* _JOB_:
Below is a listing to write out in full, exactly as given, without its pictures.

* _DATA IN THIS EXERCISE_:

————

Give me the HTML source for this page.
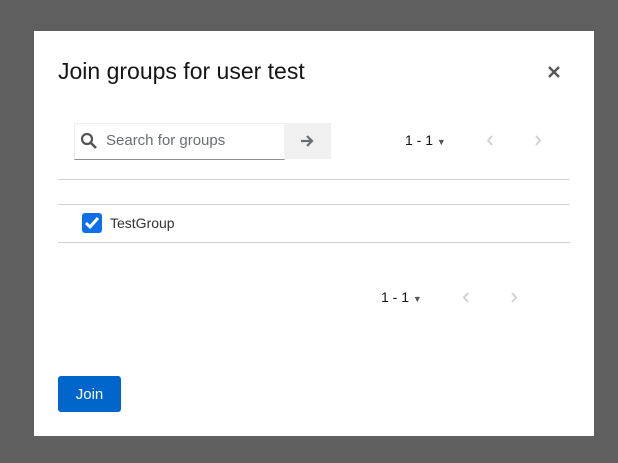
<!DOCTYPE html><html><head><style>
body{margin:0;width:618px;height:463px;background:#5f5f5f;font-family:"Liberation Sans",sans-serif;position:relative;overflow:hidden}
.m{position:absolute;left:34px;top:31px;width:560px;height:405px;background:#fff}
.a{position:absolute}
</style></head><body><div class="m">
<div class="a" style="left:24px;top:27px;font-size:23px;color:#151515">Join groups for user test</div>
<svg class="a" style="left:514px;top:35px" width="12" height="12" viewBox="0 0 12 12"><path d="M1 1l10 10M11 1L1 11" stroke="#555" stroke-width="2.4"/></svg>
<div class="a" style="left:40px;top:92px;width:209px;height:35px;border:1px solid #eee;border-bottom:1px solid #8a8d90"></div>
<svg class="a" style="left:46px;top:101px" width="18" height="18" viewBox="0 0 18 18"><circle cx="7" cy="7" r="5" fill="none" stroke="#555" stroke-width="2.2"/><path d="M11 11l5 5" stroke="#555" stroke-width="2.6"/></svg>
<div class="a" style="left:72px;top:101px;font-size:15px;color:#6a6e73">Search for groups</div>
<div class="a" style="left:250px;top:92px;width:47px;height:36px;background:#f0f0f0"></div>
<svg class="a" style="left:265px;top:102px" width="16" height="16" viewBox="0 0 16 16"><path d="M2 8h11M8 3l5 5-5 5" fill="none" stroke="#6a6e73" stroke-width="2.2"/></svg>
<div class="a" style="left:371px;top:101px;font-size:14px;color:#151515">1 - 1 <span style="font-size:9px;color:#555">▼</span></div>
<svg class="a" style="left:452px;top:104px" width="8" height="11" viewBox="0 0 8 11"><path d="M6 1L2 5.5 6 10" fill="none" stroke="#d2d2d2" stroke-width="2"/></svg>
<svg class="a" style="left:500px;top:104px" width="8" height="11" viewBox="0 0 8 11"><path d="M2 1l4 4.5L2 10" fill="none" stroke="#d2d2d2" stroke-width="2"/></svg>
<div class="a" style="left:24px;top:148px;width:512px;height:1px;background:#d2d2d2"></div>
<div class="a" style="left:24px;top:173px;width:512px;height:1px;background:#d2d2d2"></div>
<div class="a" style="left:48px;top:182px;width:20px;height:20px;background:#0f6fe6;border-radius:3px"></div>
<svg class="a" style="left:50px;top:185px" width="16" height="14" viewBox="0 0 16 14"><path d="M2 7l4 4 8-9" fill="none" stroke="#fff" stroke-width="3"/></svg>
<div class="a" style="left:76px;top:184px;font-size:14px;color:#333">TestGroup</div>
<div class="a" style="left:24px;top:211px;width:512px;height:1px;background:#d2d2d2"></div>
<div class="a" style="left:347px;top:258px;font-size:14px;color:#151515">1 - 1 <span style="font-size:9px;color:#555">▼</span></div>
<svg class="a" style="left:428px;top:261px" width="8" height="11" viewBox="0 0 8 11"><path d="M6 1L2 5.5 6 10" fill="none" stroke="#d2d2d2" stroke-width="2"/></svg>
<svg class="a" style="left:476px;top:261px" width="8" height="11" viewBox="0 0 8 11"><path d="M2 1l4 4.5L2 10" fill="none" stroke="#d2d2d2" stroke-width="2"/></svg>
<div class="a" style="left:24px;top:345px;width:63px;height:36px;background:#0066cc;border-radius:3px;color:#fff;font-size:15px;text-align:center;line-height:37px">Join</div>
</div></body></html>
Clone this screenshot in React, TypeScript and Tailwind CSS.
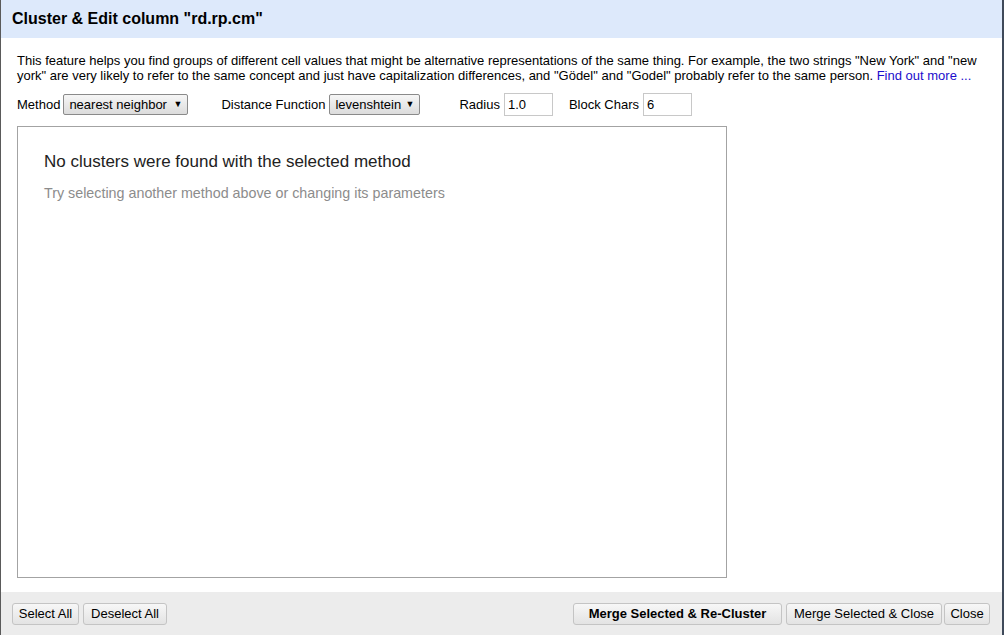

————

* _THE SOLUTION_:
Give me the HTML source for this page.
<!DOCTYPE html><html><head><style>
body{margin:0;width:618px;height:463px;background:#5f5f5f;font-family:"Liberation Sans",sans-serif;position:relative;overflow:hidden}
.m{position:absolute;left:34px;top:31px;width:560px;height:405px;background:#fff}
.a{position:absolute}
</style></head><body><div class="m">
<div class="a" style="left:24px;top:27px;font-size:23px;color:#151515">Join groups for user test</div>
<svg class="a" style="left:514px;top:35px" width="12" height="12" viewBox="0 0 12 12"><path d="M1 1l10 10M11 1L1 11" stroke="#555" stroke-width="2.4"/></svg>
<div class="a" style="left:40px;top:92px;width:209px;height:35px;border:1px solid #eee;border-bottom:1px solid #8a8d90"></div>
<svg class="a" style="left:46px;top:101px" width="18" height="18" viewBox="0 0 18 18"><circle cx="7" cy="7" r="5" fill="none" stroke="#555" stroke-width="2.2"/><path d="M11 11l5 5" stroke="#555" stroke-width="2.6"/></svg>
<div class="a" style="left:72px;top:101px;font-size:15px;color:#6a6e73">Search for groups</div>
<div class="a" style="left:250px;top:92px;width:47px;height:36px;background:#f0f0f0"></div>
<svg class="a" style="left:265px;top:102px" width="16" height="16" viewBox="0 0 16 16"><path d="M2 8h11M8 3l5 5-5 5" fill="none" stroke="#6a6e73" stroke-width="2.2"/></svg>
<div class="a" style="left:371px;top:101px;font-size:14px;color:#151515">1 - 1 <span style="font-size:9px;color:#555">▼</span></div>
<svg class="a" style="left:452px;top:104px" width="8" height="11" viewBox="0 0 8 11"><path d="M6 1L2 5.5 6 10" fill="none" stroke="#d2d2d2" stroke-width="2"/></svg>
<svg class="a" style="left:500px;top:104px" width="8" height="11" viewBox="0 0 8 11"><path d="M2 1l4 4.5L2 10" fill="none" stroke="#d2d2d2" stroke-width="2"/></svg>
<div class="a" style="left:24px;top:148px;width:512px;height:1px;background:#d2d2d2"></div>
<div class="a" style="left:24px;top:173px;width:512px;height:1px;background:#d2d2d2"></div>
<div class="a" style="left:48px;top:182px;width:20px;height:20px;background:#0f6fe6;border-radius:3px"></div>
<svg class="a" style="left:50px;top:185px" width="16" height="14" viewBox="0 0 16 14"><path d="M2 7l4 4 8-9" fill="none" stroke="#fff" stroke-width="3"/></svg>
<div class="a" style="left:76px;top:184px;font-size:14px;color:#333">TestGroup</div>
<div class="a" style="left:24px;top:211px;width:512px;height:1px;background:#d2d2d2"></div>
<div class="a" style="left:347px;top:258px;font-size:14px;color:#151515">1 - 1 <span style="font-size:9px;color:#555">▼</span></div>
<svg class="a" style="left:428px;top:261px" width="8" height="11" viewBox="0 0 8 11"><path d="M6 1L2 5.5 6 10" fill="none" stroke="#d2d2d2" stroke-width="2"/></svg>
<svg class="a" style="left:476px;top:261px" width="8" height="11" viewBox="0 0 8 11"><path d="M2 1l4 4.5L2 10" fill="none" stroke="#d2d2d2" stroke-width="2"/></svg>
<div class="a" style="left:24px;top:345px;width:63px;height:36px;background:#0066cc;border-radius:3px;color:#fff;font-size:15px;text-align:center;line-height:37px">Join</div>
</div></body></html>
Clone this screenshot in React, TypeScript and Tailwind CSS.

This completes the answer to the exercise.